**EXERCISE BRIEF**
Only lines with the word "index" are needed; collect each of them from the listing below.

**GIVEN INFORMATION**
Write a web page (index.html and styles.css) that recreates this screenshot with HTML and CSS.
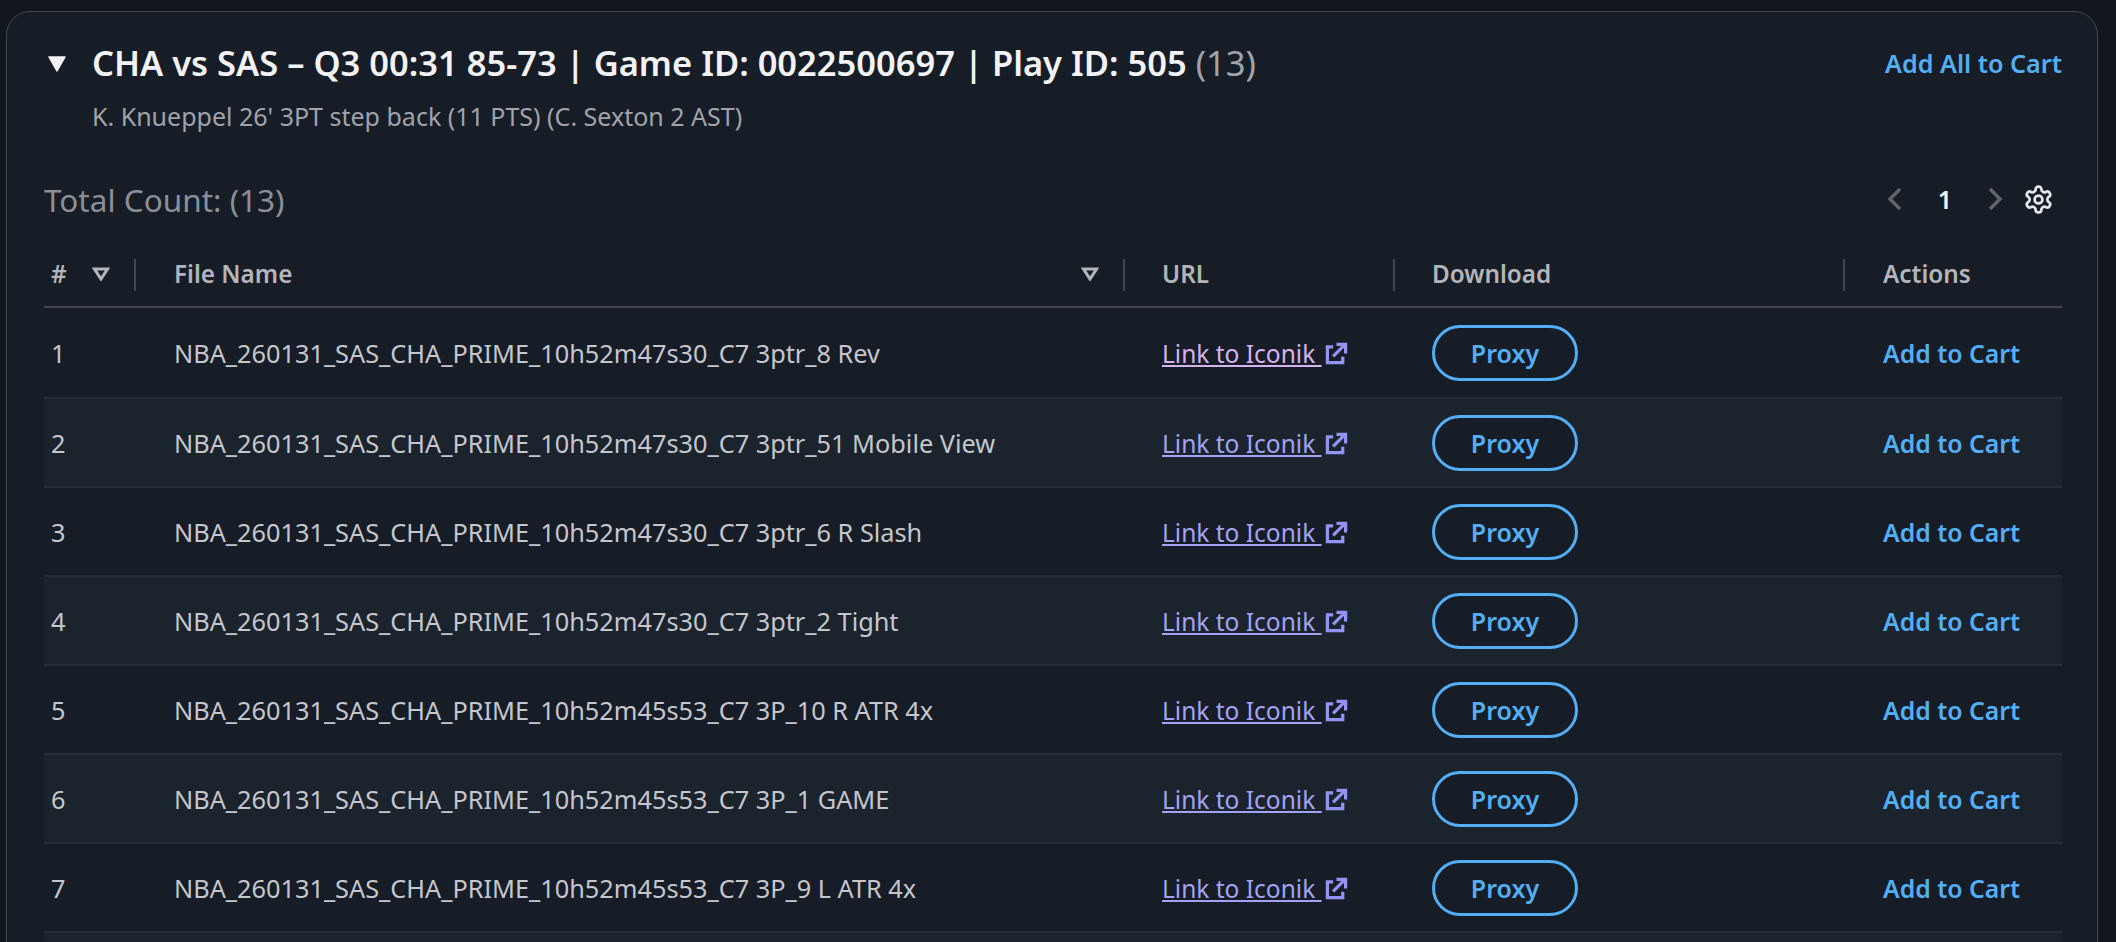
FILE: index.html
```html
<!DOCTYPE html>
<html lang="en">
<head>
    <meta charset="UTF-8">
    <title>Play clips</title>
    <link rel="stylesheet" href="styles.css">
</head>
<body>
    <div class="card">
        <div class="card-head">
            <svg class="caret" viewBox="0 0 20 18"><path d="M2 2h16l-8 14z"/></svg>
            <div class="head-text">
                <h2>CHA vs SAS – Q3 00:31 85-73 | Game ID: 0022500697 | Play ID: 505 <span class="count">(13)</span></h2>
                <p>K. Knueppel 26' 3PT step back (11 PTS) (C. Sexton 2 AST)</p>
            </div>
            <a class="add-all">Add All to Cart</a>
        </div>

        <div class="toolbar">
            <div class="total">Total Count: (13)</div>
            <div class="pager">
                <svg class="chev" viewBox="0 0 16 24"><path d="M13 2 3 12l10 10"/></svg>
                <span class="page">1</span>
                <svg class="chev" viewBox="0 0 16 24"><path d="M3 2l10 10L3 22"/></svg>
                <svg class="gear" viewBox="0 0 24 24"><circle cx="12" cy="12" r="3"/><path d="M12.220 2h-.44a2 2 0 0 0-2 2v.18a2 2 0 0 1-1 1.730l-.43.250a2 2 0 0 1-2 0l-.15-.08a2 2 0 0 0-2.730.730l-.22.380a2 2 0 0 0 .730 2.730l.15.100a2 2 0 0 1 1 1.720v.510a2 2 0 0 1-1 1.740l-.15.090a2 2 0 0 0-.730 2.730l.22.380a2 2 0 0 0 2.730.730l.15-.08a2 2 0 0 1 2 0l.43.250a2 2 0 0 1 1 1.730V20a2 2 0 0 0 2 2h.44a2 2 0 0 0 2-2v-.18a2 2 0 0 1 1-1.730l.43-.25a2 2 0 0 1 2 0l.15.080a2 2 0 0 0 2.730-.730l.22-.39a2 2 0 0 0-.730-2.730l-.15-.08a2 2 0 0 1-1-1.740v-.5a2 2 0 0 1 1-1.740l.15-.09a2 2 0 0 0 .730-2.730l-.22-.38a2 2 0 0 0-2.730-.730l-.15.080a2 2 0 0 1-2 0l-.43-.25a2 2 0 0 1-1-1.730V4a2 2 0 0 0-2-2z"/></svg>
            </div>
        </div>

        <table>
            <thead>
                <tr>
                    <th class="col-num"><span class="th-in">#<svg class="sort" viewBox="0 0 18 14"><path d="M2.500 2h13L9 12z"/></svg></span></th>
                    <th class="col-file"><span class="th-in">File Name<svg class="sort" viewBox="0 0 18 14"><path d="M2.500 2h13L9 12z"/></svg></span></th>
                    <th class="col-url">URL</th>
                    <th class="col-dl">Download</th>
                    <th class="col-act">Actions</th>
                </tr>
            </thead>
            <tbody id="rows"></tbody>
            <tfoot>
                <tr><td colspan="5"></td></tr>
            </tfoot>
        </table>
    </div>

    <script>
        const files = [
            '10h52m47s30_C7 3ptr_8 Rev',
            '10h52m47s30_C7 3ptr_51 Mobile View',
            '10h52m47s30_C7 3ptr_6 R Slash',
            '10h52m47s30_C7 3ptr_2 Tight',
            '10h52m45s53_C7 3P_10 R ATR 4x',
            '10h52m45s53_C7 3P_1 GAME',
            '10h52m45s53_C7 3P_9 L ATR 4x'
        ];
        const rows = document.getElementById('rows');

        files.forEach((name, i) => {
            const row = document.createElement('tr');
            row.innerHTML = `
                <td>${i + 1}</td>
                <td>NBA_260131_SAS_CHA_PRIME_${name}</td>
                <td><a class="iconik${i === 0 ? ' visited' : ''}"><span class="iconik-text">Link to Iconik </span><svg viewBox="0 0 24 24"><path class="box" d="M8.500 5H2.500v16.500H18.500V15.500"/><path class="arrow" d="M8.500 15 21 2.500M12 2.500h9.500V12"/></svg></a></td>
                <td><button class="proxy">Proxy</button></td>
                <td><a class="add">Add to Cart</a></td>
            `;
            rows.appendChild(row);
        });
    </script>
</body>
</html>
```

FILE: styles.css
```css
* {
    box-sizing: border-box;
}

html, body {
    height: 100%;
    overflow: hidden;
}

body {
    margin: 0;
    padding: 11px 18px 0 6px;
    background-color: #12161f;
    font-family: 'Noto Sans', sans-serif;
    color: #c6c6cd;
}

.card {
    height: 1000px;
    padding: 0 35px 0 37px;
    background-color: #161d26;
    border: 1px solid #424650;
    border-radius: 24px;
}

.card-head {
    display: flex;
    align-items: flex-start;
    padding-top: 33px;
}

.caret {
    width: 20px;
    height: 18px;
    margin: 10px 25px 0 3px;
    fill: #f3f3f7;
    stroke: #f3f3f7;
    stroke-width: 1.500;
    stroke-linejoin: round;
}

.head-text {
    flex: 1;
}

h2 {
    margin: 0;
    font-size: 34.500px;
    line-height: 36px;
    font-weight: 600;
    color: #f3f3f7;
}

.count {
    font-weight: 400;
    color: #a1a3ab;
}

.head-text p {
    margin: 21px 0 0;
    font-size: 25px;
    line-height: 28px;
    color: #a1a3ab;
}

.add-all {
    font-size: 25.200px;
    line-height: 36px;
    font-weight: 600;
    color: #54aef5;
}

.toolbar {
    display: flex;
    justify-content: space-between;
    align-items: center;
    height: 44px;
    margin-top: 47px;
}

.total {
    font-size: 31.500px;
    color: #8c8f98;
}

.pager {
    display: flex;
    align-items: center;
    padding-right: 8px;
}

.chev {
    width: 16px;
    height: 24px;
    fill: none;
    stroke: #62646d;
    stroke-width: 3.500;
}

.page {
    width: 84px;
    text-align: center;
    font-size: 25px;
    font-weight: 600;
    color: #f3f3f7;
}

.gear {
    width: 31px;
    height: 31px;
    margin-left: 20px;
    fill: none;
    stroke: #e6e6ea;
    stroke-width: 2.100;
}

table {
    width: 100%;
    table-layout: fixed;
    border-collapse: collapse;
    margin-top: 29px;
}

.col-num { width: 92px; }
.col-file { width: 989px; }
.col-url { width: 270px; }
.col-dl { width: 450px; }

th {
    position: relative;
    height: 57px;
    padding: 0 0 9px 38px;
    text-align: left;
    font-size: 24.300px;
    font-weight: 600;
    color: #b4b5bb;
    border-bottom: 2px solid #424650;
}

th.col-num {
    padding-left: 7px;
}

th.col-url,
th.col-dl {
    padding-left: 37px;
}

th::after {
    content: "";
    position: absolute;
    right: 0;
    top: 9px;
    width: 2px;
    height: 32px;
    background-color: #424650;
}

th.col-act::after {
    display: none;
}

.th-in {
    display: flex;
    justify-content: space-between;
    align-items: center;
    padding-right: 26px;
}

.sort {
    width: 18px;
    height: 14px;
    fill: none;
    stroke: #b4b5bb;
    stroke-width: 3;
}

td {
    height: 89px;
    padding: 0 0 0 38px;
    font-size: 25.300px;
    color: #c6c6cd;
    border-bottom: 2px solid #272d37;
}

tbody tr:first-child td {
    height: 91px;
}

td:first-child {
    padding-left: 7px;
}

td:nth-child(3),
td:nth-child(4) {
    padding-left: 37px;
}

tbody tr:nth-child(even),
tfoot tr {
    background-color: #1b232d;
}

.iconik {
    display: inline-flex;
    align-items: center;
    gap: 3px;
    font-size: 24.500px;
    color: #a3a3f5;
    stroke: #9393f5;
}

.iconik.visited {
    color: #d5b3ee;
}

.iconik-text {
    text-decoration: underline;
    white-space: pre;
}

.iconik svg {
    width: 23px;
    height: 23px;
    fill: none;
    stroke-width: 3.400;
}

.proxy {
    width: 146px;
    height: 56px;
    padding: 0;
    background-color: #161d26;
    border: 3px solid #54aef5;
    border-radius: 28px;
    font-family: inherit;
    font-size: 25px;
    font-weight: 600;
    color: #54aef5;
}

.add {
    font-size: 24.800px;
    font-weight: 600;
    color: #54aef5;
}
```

* * *

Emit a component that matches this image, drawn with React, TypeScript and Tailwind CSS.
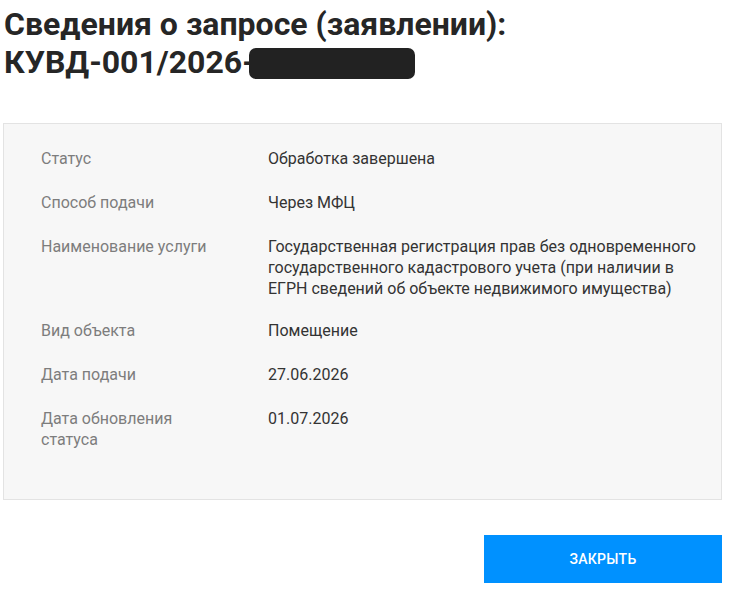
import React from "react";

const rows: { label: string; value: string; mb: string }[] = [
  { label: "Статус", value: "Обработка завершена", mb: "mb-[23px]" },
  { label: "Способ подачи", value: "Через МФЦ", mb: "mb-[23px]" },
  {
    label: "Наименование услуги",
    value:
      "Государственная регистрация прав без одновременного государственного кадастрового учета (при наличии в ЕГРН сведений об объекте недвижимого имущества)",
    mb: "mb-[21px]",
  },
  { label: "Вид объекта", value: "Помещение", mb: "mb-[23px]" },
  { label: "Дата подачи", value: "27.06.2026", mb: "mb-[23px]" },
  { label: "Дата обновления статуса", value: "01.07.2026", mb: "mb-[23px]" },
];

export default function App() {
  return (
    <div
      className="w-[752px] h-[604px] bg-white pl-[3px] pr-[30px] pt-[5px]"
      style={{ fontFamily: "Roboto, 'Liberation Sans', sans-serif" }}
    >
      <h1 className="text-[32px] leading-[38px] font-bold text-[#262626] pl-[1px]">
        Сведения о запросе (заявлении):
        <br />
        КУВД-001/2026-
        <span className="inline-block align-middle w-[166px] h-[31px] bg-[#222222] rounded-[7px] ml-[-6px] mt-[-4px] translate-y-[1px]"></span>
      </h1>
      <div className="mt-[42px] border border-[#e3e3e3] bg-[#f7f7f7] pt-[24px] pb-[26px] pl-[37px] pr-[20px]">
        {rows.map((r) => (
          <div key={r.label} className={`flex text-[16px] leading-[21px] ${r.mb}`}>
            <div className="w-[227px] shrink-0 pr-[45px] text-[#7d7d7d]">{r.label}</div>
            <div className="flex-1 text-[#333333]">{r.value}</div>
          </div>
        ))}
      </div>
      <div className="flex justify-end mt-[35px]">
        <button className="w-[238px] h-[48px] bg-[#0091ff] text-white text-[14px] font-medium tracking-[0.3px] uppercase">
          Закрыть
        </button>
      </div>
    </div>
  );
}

**ANSWER TO THIS TASK**
Write a web page (index.html and styles.css) that recreates this screenshot with HTML and CSS.
FILE: index.html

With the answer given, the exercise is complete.